Somut olaya bakıldığında; dava konusu taşınmazlardan 9 numaralı parselde yapılacak binaya hiç başlanmadığı, 10 numaralı parselde yapılacak binanın ise büyük ölçüde tamamlandığı, fiilen iskan edildiği ancak sözleşmeye ve imara aykırı bir kısım imalatlar ile projeye aykırı değişiklikler barındırdığı ve yapı kullanma izin belgesinin bulunmadığı anlaşılmaktadır. Bu durumda davacı yüklenicinin mevcut koşullarda edimini ifa ettiğinden söz edilemeyecek ise de, davacı yüklenici dava ve ıslah dilekçeleri ile beyanlarında, sözleşme ile üstlendiği edimi ifa etmek istediğini ancak arsa sahibince vekil tayin edilmediği gibi inşaatın tamamlanması için arsa sahibince atılması gereken imzaların da atılmadığını, resmi kurum ve kuruluşlar nezdinde işlem yapamadığından inşaatı tamamlayamadığını belirttiğinden, mahkemece, ilgili belediye başkanlığından yapılan inşaatın projeye, imara aykırı olup olmadığı, projeye aykırılık varsa tadilat projesiyle giderilip giderilmeyeceği, giderilmesi mümkünse yapılması gereken işlemler ve bunların bedellerinin, yapı kullanma izin belgelerinin alınabilmesi için sunulması gereken belgeler, yapılması gereken iş ve işlemlerle bunların bedellerinin sorulması, belediyece ruhsat, proje ve imara aykırılıkların giderilebileceğinin bildirilmesi halinde ıslah dilekçesi ile talep ettiği üzere davacı yükleniciye dava konusu inşaatların yapılacağı her iki parsel bakımından eksik ve kusurlu işleri gidermek, yapımını üstlendiği üzere her iki inşaatı da tamamlayarak yapı kullanma izin belgelerini almak üzere yükleniciye yetki ve makul süre verilmesi, makul süre beklendikten sonra keşif yapılarak ve bilirkişi kurulundan rapor alınarak bu hususlar denetlendikten sonra davacının tapu iptali ve tescil talebi ile terditli şekilde sıralanan diğer taleplerinin şartlarının oluşup oluşmadığının değerlendirilmesi ve sonucuna uygun karar verilmesi gerekirken eksik araştırma ile davanın reddine karar verilmesi isabetsiz olmuş, hükmün bu nedenle bozulması gerekmiştir.
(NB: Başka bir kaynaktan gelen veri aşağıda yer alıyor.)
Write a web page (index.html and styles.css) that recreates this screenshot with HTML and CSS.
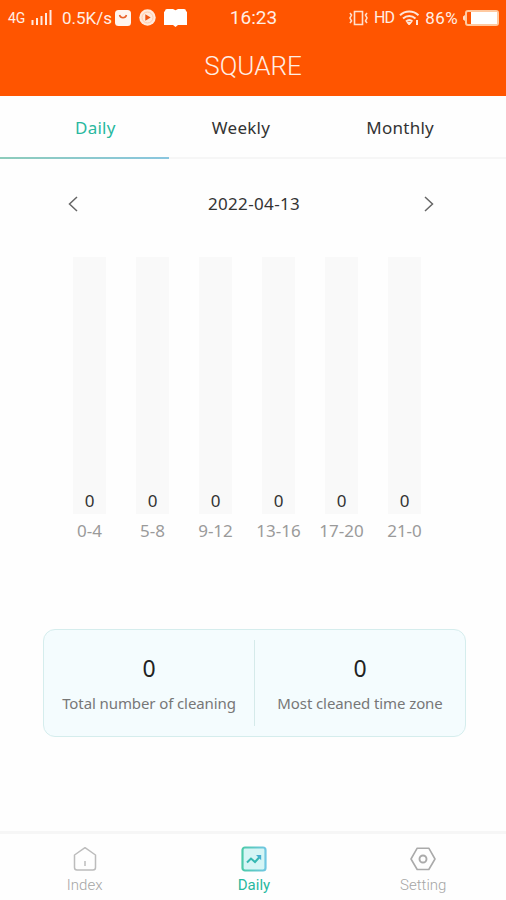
FILE: index.html
```html
<!DOCTYPE html>
<html lang="en">
<head>
<meta charset="utf-8">
<meta name="viewport" content="width=device-width">
<title>Square</title>
<link rel="stylesheet" href="styles.css">
</head>
<body>
<div class="app">
  <header class="header">
    <div class="status">
      <div class="status-left">
        <span class="net">4G</span>
        <svg class="signal" width="21" height="16" viewBox="0 0 21 16"><path d="M1.500 10v5M6 8v7M10.500 6v9M15 3v12M19.500 0v15" stroke="#ffeadf" stroke-width="2"/></svg>
        <span class="speed">0.5K/s</span>
        <svg class="bag" width="16" height="16" viewBox="0 0 16 16"><rect width="16" height="16" rx="3.500" fill="#fff5ee"/><path d="M4.500 5c1 3.600 6 3.600 7 0" fill="none" stroke="#e8622a" stroke-width="1.500"/></svg>
        <svg class="play" width="17" height="17" viewBox="0 0 17 17"><circle cx="8.500" cy="8.500" r="8.200" fill="#ffe9dc"/><circle cx="8.500" cy="8.500" r="5.500" fill="none" stroke="#ffc9a8"/><path d="M6.300 5.200l5.400 3.300-5.400 3.300z" fill="#ee5514"/></svg>
        <svg class="book" width="23" height="18" viewBox="0 0 23 18"><path d="M3 0h6l2.500 1.300L14 0h6q2 0 2 2l1 1v13h-9l-2.500 2L9 16H0V3l1-1q0-2 2-2z" fill="#fff"/></svg>
      </div>
      <span class="clock">16:23</span>
      <div class="status-right">
        <svg class="vibrate" width="19" height="16" viewBox="0 0 19 16" fill="none" stroke="#ffdfcc" stroke-width="1.600"><path d="M5.500 1.500h8v13h-8zM1 3l1.500 2L1 8l1.500 3L1 13M18 3l-1.500 2L18 8l-1.500 3 1.500 2"/></svg>
        <span class="hd">HD</span>
        <svg class="wifi" width="21" height="16" viewBox="0 0 21 16" fill="none" stroke="#ffe6d8" stroke-width="2"><path d="M1 5.200c5.300-5 13.200-5 18.500 0M4 8.500c3.700-3.400 8.800-3.400 12.500 0M7 11.500c2-1.700 4.500-1.700 6.500 0"/><path d="M8 12.500h4.500L10.200 15z" fill="#ffe6d8" stroke-width="1"/><path d="M18 10v5"/></svg>
        <span class="percent">86%</span>
        <svg class="battery" width="36" height="16" viewBox="0 0 36 16"><path d="M2 5L0 6.500v3L2 11z" fill="#ffdcc4"/><rect x="3" y="1" width="32" height="14" rx="2" fill="none" stroke="#ffc9a0" stroke-width="2"/><path d="M8 2h26v12H8z" fill="#fff"/></svg>
      </div>
    </div>
    <h1 class="title">SQUARE</h1>
  </header>
  <nav class="tabs">
    <span class="tab tab-active">Daily</span>
    <span class="tab">Weekly</span>
    <span class="tab">Monthly</span>
  </nav>
  <div class="tab-line"><div class="tab-marker"></div></div>
  <main class="content">
    <div class="date-row">
      <svg width="10" height="16" viewBox="0 0 10 16"><path d="M9 1L1.500 8 9 15"/></svg>
      <span class="date">2022-04-13</span>
      <svg width="10" height="16" viewBox="0 0 10 16"><path d="M1 1l7.500 7L1 15"/></svg>
    </div>
    <div class="chart">
      <div class="column"><div class="bar">0</div><span>0-4</span></div>
      <div class="column"><div class="bar">0</div><span>5-8</span></div>
      <div class="column"><div class="bar">0</div><span>9-12</span></div>
      <div class="column"><div class="bar">0</div><span>13-16</span></div>
      <div class="column"><div class="bar">0</div><span>17-20</span></div>
      <div class="column"><div class="bar">0</div><span>21-0</span></div>
    </div>
    <section class="summary">
      <div class="stat"><strong>0</strong><span>Total number of cleaning</span></div>
      <div class="divider"></div>
      <div class="stat"><strong>0</strong><span>Most cleaned time zone</span></div>
    </section>
  </main>
  <footer class="bottom-nav">
    <div class="nav-item">
      <svg width="26" height="26" viewBox="0 0 26 26" fill="none" stroke="#bcbcbc" stroke-width="1.500" stroke-linejoin="round"><path d="M2.500 9L13 1.700 23.500 9v12.500q0 2.500-2.500 2.500H5q-2.500 0-2.500-2.500z"/><path d="M13 15v5"/></svg>
      <span>Index</span>
    </div>
    <div class="nav-item nav-active">
      <svg width="26" height="26" viewBox="0 0 26 26" fill="none">
        <defs><linearGradient id="edge"><stop stop-color="#4dcaaa"/><stop offset="1" stop-color="#71c7e2"/></linearGradient></defs>
        <rect x="1.500" y="1.500" width="23" height="23" rx="2.500" fill="#d5f5f5" stroke="url(#edge)" stroke-width="2.200"/>
        <path d="M6 16.500l4-4 4 3.500 5-5.500" stroke="#35b8b2" stroke-width="2"/><path d="M15 9h5.200v5.200z" fill="#45adcf"/>
      </svg>
      <span>Daily</span>
    </div>
    <div class="nav-item">
      <svg width="26" height="26" viewBox="0 0 26 26" fill="none" stroke="#aaa" stroke-width="1.600" stroke-linejoin="round"><path d="M7.200 2.200h11.600L25 13l-6.200 10.500H7.200L1 13z"/><circle cx="13" cy="13" r="3.500" stroke-width="1.900"/></svg>
      <span>Setting</span>
    </div>
  </footer>
</div>
</body>
</html>
```
FILE: styles.css
```css
* { box-sizing: border-box; }

body {
  margin: 0;
  background: #fefefe;
  font-family: "Noto Sans", sans-serif;
  color: #333;
}

.app {
  display: flex;
  flex-direction: column;
  width: 506px;
  height: 900px;
  overflow: hidden;
}

.header {
  height: 96px;
  background: #ff5500;
  color: #ffeee5;
  font-family: Roboto, sans-serif;
}

.status {
  display: grid;
  grid-template-columns: 1fr 48px 1fr;
  align-items: center;
  height: 35px;
  padding: 0 7px 0 8px;
}

.status-left,
.status-right {
  display: flex;
  align-items: center;
  white-space: nowrap;
}

.status-right { justify-content: flex-end; }
.status svg { flex: none; }
.net { width: 23px; font-size: 14px; }
.speed { width: 53px; margin-left: 10px; font-size: 17px; }
.play { margin-left: 8px; }
.book { margin-left: 8px; }
.clock { font-size: 19px; text-align: center; }
.hd { margin-left: 6px; font-size: 16px; letter-spacing: -0.9px; }
.wifi { margin-left: 5px; }
.percent { margin: 0 5px; font-size: 17px; letter-spacing: 0.4px; }

.title {
  margin: 13px 0 0;
  font-size: 26px;
  font-weight: 300;
  line-height: 36px;
  text-align: center;
}

.tabs {
  display: flex;
  justify-content: space-between;
  align-items: center;
  height: 60px;
  padding: 2px 72px 0 75px;
  font-size: 17px;
  letter-spacing: 0.25px;
}

.tab-active { color: #28b89e; }

.tab-line { height: 3px; border-bottom: 2px solid #f6f6f6; }

.tab-marker {
  width: 169px;
  height: 2px;
  margin-top: 1px;
  background: linear-gradient(90deg, #8dccbb, #8ac6df);
}

.tab-line { display: flow-root; }

.content { flex: 1; }

.date-row {
  display: flex;
  justify-content: space-between;
  align-items: center;
  height: 30px;
  margin: 30px 72px 0 68px;
  font-size: 17px;
}

.date { padding: 0 0 2px 6px; letter-spacing: 0.35px; }

.date-row svg { fill: none; stroke: #666; stroke-width: 1.5; }

.chart {
  display: grid;
  grid-template-columns: repeat(6, 63px);
  margin: 38px 0 0 58px;
}

.column {
  display: flex;
  flex-direction: column;
  align-items: center;
  color: #9a9a9a;
  font-size: 17px;
  line-height: 26px;
}

.bar {
  display: flex;
  align-items: flex-end;
  justify-content: center;
  width: 33px;
  height: 257px;
  margin-bottom: 4px;
  background: #f9f9f9;
  color: #333;
}

.summary {
  display: flex;
  align-items: center;
  width: 423px;
  height: 108px;
  margin: 85px 0 0 43px;
  border: 1.5px solid #d5eded;
  border-radius: 12px;
  background: #f4fcfe;
}

.stat {
  display: flex;
  flex: 1;
  flex-direction: column;
  align-items: center;
  font-size: 15px;
  letter-spacing: -0.1px;
  line-height: 24px;
  color: #777;
  white-space: nowrap;
}

.stat strong {
  margin-bottom: 7px;
  color: #222;
  font-size: 23px;
  font-weight: 400;
  line-height: 32px;
}

.divider { width: 1px; height: 86px; background: #d5eaea; }

.bottom-nav {
  display: grid;
  grid-template-columns: repeat(3, 169.3px);
  height: 69px;
  padding-top: 12px;
  border-top: 3px solid #f6f6f6;
  font-family: Roboto, sans-serif;
  font-weight: 300;
  font-size: 15px;
}

.nav-item {
  display: flex;
  flex-direction: column;
  align-items: center;
  gap: 4px;
  line-height: 18px;
  color: #a5a5a5;
}

.nav-active { color: #28b89e; font-weight: 400; }
```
SONUÇ : Yukarıda 1. bentte açıklanan nedenlerle davacı vekilinin diğer temyiz itirazlarının reddine, 2. bent uyarınca kabulüyle hükmün davacı yararına BOZULMASINA, 8.400,00 TL duruşma vekâlet ücretinin davalıdan alınarak Yargıtay’daki duruşmada vekille temsil olunan davacıya verilmesine, peşin alınan harcın istek halinde temyiz eden davacıya iadesine, 6100 Sayılı HMK 373.madde hükümleri gözetilerek dosyanın ilk derece mahkemesine gönderilmesine, 25.10.2022 gününde oybirliğiyle karar verildi.